• SUPPLIED MATERIAL:
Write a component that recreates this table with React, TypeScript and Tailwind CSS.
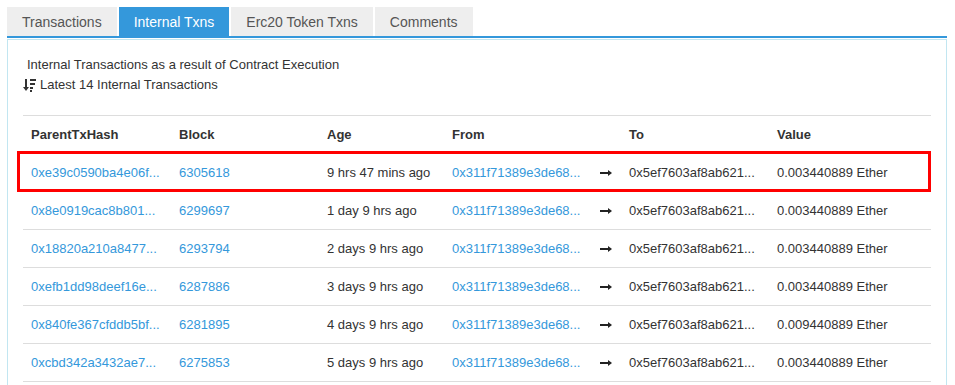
const tabs = ['Transactions', 'Internal Txns', 'Erc20 Token Txns', 'Comments'];

const rows = [
    { hash: '0xe39c0590ba4e06f...', block: '6305618', age: '9 hrs 47 mins ago', value: '0.003440889' },
    { hash: '0x8e0919cac8b801...', block: '6299697', age: '1 day 9 hrs ago', value: '0.003440889' },
    { hash: '0x18820a210a8477...', block: '6293794', age: '2 days 9 hrs ago', value: '0.003440889' },
    { hash: '0xefb1dd98deef16e...', block: '6287886', age: '3 days 9 hrs ago', value: '0.003440889' },
    { hash: '0x840fe367cfddb5bf...', block: '6281895', age: '4 days 9 hrs ago', value: '0.009440889' },
    { hash: '0xcbd342a3432ae7...', block: '6275853', age: '5 days 9 hrs ago', value: '0.003440889' },
];

const cols = 'grid grid-cols-[148px_148px_125px_148px_29px_148px_1fr] items-center';

function SortIcon() {
    return (
        <svg width="14" height="14" viewBox="0 0 14 14" className="mr-[3px]">
            {/* down arrow */}
            <rect x="2" y="1" width="2" height="9" fill="#333" />
            <path d="M0 9 L6 9 L3 13 Z" fill="#333" />
            {/* descending bars */}
            <rect x="7" y="1" width="6" height="2" fill="#333" />
            <rect x="7" y="5" width="5" height="2" fill="#333" />
            <rect x="7" y="9" width="3" height="2" fill="#333" />
            <rect x="7" y="12" width="2" height="2" fill="#333" />
        </svg>
    );
}

function Arrow() {
    return (
        <svg width="12" height="8" viewBox="0 0 12 8">
            <rect x="0" y="3" width="9" height="2" fill="#222" />
            <path d="M8 1 L12 4 L8 7 Z" fill="#222" />
        </svg>
    );
}

export default function App() {
    return (
        <div className="bg-white min-h-screen pt-[7px] pl-[7px] font-['Liberation_Sans',Arial,sans-serif] text-[13px] text-[#333]">
            <div className="w-[940px]">

                {/* --- TABS --- */}
                <div className="flex gap-[2px] border-b-2 border-[#3498db]">
                    {tabs.map((t, i) => (
                        <div
                            key={t}
                            className={
                                i === 1
                                    ? 'h-[29px] px-[15px] pt-px flex items-center text-[14px] bg-[#3498db] text-white'
                                    : 'h-[29px] px-[15px] pt-px flex items-center text-[14px] bg-[#eeeeee] text-[#555]'
                            }
                        >
                            {t}
                        </div>
                    ))}
                </div>

                {/* --- PANEL --- */}
                <div className="mt-px border border-[#c2e6f1] px-[15px] pt-[15px] pb-[15px]">
                    <div className="leading-[20px] pl-1">Internal Transactions as a result of Contract Execution</div>
                    <div className="leading-[20px] flex items-center">
                        <SortIcon />
                        <span>Latest 14 Internal Transactions</span>
                    </div>

                    <div className="mt-[20px] border-t border-[#dddddd]">
                        <div className={`${cols} h-[38px] border-b border-[#dddddd] font-bold`}>
                            <div className="pl-2">ParentTxHash</div>
                            <div className="pl-2">Block</div>
                            <div className="pl-2">Age</div>
                            <div className="pl-2">From</div>
                            <div />
                            <div className="pl-2">To</div>
                            <div className="pl-2">Value</div>
                        </div>

                        {rows.map((r, i) => (
                            <div key={r.hash} className={`${cols} relative h-[38px] border-b border-[#dddddd]`}>
                                <div className="pl-2 text-[#3498db]">{r.hash}</div>
                                <div className="pl-2 text-[#3498db]">{r.block}</div>
                                <div className="pl-2">{r.age}</div>
                                <div className="pl-2 text-[#3498db]">0x311f71389e3de68...</div>
                                <div className="pl-2 flex items-center"><Arrow /></div>
                                <div className="pl-2">0x5ef7603af8ab621...</div>
                                <div className="pl-2">{r.value} Ether</div>
                                {i === 0 && (
                                    <div className="absolute -top-[3px] -left-[6px] right-0 -bottom-px border-[3px] border-[#ff0000] pointer-events-none" />
                                )}
                            </div>
                        ))}
                    </div>
                </div>
            </div>
        </div>
    );
}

• THE PROBLEM: From the opening line of the listing above through the line bearing "const tabs = ['Transactions', 'Internal", repeat each line exactly. Drop every picture.

• FULL ANSWER:
Write a component that recreates this table with React, TypeScript and Tailwind CSS.
const tabs = ['Transactions', 'Internal Txns', 'Erc20 Token Txns', 'Comments'];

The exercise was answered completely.